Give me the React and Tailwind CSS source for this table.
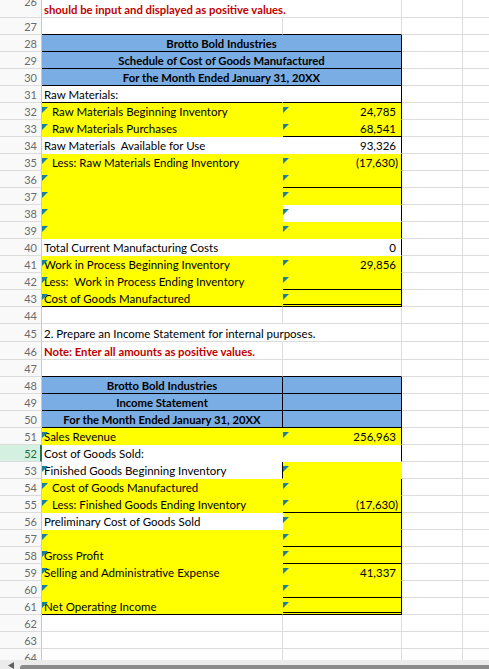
import React from 'react';

const BG = { y: 'bg-[#ffff00]', b: 'bg-[#7aade3]', w: 'bg-white' };
const BB = { y: 'border-b-[#ffff00]', b: 'border-b-[#7aade3]', w: 'border-b-white' };
const BR = { y: 'border-r-[#ffff00]', b: 'border-r-[#7aade3]', w: 'border-r-white' };

function Cell({ w, c = {} }) {
  const { t, fill, bb, br, mk, ind, al, bold, red } = c;
  const cls = ['relative flex items-center shrink-0 whitespace-pre pt-[1px]', w];
  if (fill) cls.push(BG[fill]);
  if (bb === 'd') cls.push('border-b-[3px] border-double border-b-black');
  else cls.push('border-b', bb === 'k' ? 'border-b-black' : fill ? BB[fill] : 'border-b-[#dcdcdc]');
  cls.push('border-r', br === 'k' ? 'border-r-black' : br === 'n' ? 'border-r-white' : fill ? BR[fill] : 'border-r-[#dcdcdc]');
  if (al === 'r') cls.push('justify-end', t && t.endsWith(')') ? 'pr-[3px]' : 'pr-[5px]');
  else if (al === 'c') cls.push('justify-center');
  else cls.push(ind ? 'pl-[10px]' : 'pl-[2px]');
  if (bold) cls.push('font-bold text-[11.3px]');
  cls.push(red ? 'text-[#c00000]' : 'text-black');
  return (
    <div className={cls.join(' ')}>
      {mk && (
        <span className="absolute left-0 top-[4px] h-[6px] w-[6px] bg-[#1d7f99] [clip-path:polygon(0_0,100%_0,0_100%)]" />
      )}
      {t}
    </div>
  );
}

function Head({ n, sel, top }) {
  return (
    <div
      className={
        'flex w-[42px] shrink-0 items-center justify-end border-b border-b-[#dcdcdc] pt-[1px] text-[11px] ' +
        (sel
          ? 'border-r-2 border-r-[#217346] bg-[#d3f0e0] pr-[3px] text-[#1e6b3e]'
          : 'border-r border-r-[#c8c8c8] bg-[#f9f9f9] pr-[4px] text-[#6b6b6b]')
      }
    >
      <span className={top ? 'relative -top-[8px]' : ''}>{n}</span>
    </div>
  );
}

const HB = { fill: 'b', bb: 'k', br: 'k', al: 'c', bold: 1 };

const rows = [
  { n: 26, h: 'h-[18px]', top: 1, a: { t: 'should be input and displayed as positive values.', red: 1, bold: 1, br: 'n' } },
  { n: 27, a: { bb: 'k' }, b: { bb: 'k' } },
  { n: 28, m: { t: 'Brotto Bold Industries', ...HB } },
  { n: 29, m: { t: 'Schedule of Cost of Goods Manufactured', ...HB } },
  { n: 30, m: { t: 'For the Month Ended January 31, 20XX', ...HB } },
  { n: 31, a: { t: 'Raw Materials:', fill: 'w', bb: 'k' }, b: { fill: 'w', bb: 'k', br: 'k' } },
  { n: 32, a: { t: 'Raw Materials Beginning Inventory', fill: 'y', mk: 1, ind: 1 }, b: { t: '24,785', fill: 'y', mk: 1, al: 'r', br: 'k' } },
  { n: 33, a: { t: 'Raw Materials Purchases', fill: 'y', mk: 1, ind: 1 }, b: { t: '68,541', fill: 'y', mk: 1, al: 'r', br: 'k', bb: 'k' } },
  { n: 34, a: { t: 'Raw Materials  Available for Use', fill: 'w' }, b: { t: '93,326', fill: 'w', al: 'r', br: 'k' } },
  { n: 35, a: { t: 'Less: Raw Materials Ending Inventory', fill: 'y', mk: 1, ind: 1 }, b: { t: '(17,630)', fill: 'y', mk: 1, al: 'r', br: 'k' } },
  { n: 36, a: { fill: 'y', mk: 1 }, b: { fill: 'y', mk: 1, br: 'k', bb: 'k' } },
  { n: 37, a: { fill: 'y', mk: 1 }, b: { fill: 'y', mk: 1, br: 'k' } },
  { n: 38, a: { fill: 'y', mk: 1 }, b: { fill: 'w', mk: 1, br: 'k' } },
  { n: 39, a: { fill: 'y', mk: 1 }, b: { fill: 'y', mk: 1, br: 'k' } },
  { n: 40, a: { t: 'Total Current Manufacturing Costs', fill: 'w' }, b: { t: '0', fill: 'w', al: 'r', br: 'k' } },
  { n: 41, a: { t: 'Work in Process Beginning Inventory', fill: 'y', mk: 1 }, b: { t: '29,856', fill: 'y', mk: 1, al: 'r', br: 'k' } },
  { n: 42, a: { t: 'Less:  Work in Process Ending Inventory', fill: 'y', mk: 1 }, b: { fill: 'y', mk: 1, br: 'k', bb: 'k' } },
  { n: 43, a: { t: 'Cost of Goods Manufactured', fill: 'y', mk: 1, bb: 'k' }, b: { fill: 'y', mk: 1, br: 'k', bb: 'd' } },
  { n: 44 },
  { n: 45, h: 'h-[18px]', a: { t: '2. Prepare an Income Statement for internal purposes.', br: 'n' } },
  { n: 46, h: 'h-[18px]', a: { t: 'Note: Enter all amounts as positive values.', red: 1, bold: 1 } },
  { n: 47, a: { bb: 'k' }, b: { bb: 'k' } },
  { n: 48, a: { t: 'Brotto Bold Industries', ...HB }, b: { fill: 'b', bb: 'k', br: 'k' } },
  { n: 49, a: { t: 'Income Statement', ...HB }, b: { fill: 'b', bb: 'k', br: 'k' } },
  { n: 50, a: { t: 'For the Month Ended January 31, 20XX', ...HB }, b: { fill: 'b', bb: 'k', br: 'k' } },
  { n: 51, a: { t: 'Sales Revenue', fill: 'y', mk: 1 }, b: { t: '256,963', fill: 'y', mk: 1, al: 'r', br: 'k' } },
  { n: 52, sel: 1, a: { t: 'Cost of Goods Sold:', fill: 'w' }, b: { fill: 'w', br: 'k' } },
  { n: 53, a: { t: 'Finished Goods Beginning Inventory', fill: 'w', mk: 1, br: 'k' }, b: { fill: 'y', mk: 1 } },
  { n: 54, a: { t: 'Cost of Goods Manufactured', fill: 'y', mk: 1, ind: 1 }, b: { fill: 'y', mk: 1, br: 'k' } },
  { n: 55, a: { t: 'Less: Finished Goods Ending Inventory', fill: 'y', mk: 1, ind: 1 }, b: { t: '(17,630)', fill: 'y', mk: 1, al: 'r', br: 'k', bb: 'k' } },
  { n: 56, a: { t: 'Preliminary Cost of Goods Sold', fill: 'w' }, b: { fill: 'y', mk: 1, br: 'k' } },
  { n: 57, a: { fill: 'y', mk: 1 }, b: { fill: 'y', mk: 1, br: 'k', bb: 'k' } },
  { n: 58, a: { t: 'Gross Profit', fill: 'y', mk: 1 }, b: { fill: 'y', mk: 1, br: 'k', bb: 'k' } },
  { n: 59, a: { t: 'Selling and Administrative Expense', fill: 'y', mk: 1 }, b: { t: '41,337', fill: 'y', mk: 1, al: 'r', br: 'k' } },
  { n: 60, a: { fill: 'y', mk: 1 }, b: { fill: 'y', mk: 1, br: 'k', bb: 'k' } },
  { n: 61, a: { t: 'Net Operating Income', fill: 'y', mk: 1, bb: 'k' }, b: { fill: 'y', mk: 1, br: 'k', bb: 'd' } },
  { n: 62 },
  { n: 63 },
  { n: 64 },
];

export default function App() {
  return (
    <div className="h-[669px] w-[489px] overflow-hidden bg-white font-[Lato,sans-serif] text-[11.5px] leading-[13px]">
      <div className="h-[660px] overflow-hidden">
        {rows.map((r) => (
          <div key={r.n} className={'flex ' + (r.h || 'h-[17px]')}>
            <Head n={r.n} sel={r.sel} top={r.top} />
            {r.m ? (
              <Cell w="w-[360px]" c={r.m} />
            ) : (
              <>
                <Cell w="w-[241px]" c={r.a} />
                <Cell w="w-[119px]" c={r.b} />
              </>
            )}
            <Cell w="w-[61px]" />
            <Cell w="w-[100px]" />
          </div>
        ))}
      </div>
      <div className="flex h-[9px] items-end bg-[#ebebeb]">
        <svg width="6" height="7" viewBox="0 0 6 7" className="ml-[8px]">
          <polygon points="6,0 6,7 0,3.5" fill="#606060" />
        </svg>
        <div className="ml-[6px] h-[4px] flex-1 rounded-tl-[3px] bg-[#8a8a8a]" />
      </div>
    </div>
  );
}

_____

§ **What you will do**
Your task is to restate word for word the lines from the top of the data to the line containing "b: 'border-r-[#7aade3]', w: 'border-r-white'", both ends included, with every picture left out.

§ **Result for this exercise**
Give me the React and Tailwind CSS source for this table.
import React from 'react';

const BG = { y: 'bg-[#ffff00]', b: 'bg-[#7aade3]', w: 'bg-white' };
const BB = { y: 'border-b-[#ffff00]', b: 'border-b-[#7aade3]', w: 'border-b-white' };
const BR = { y: 'border-r-[#ffff00]', b: 'border-r-[#7aade3]', w: 'border-r-white' };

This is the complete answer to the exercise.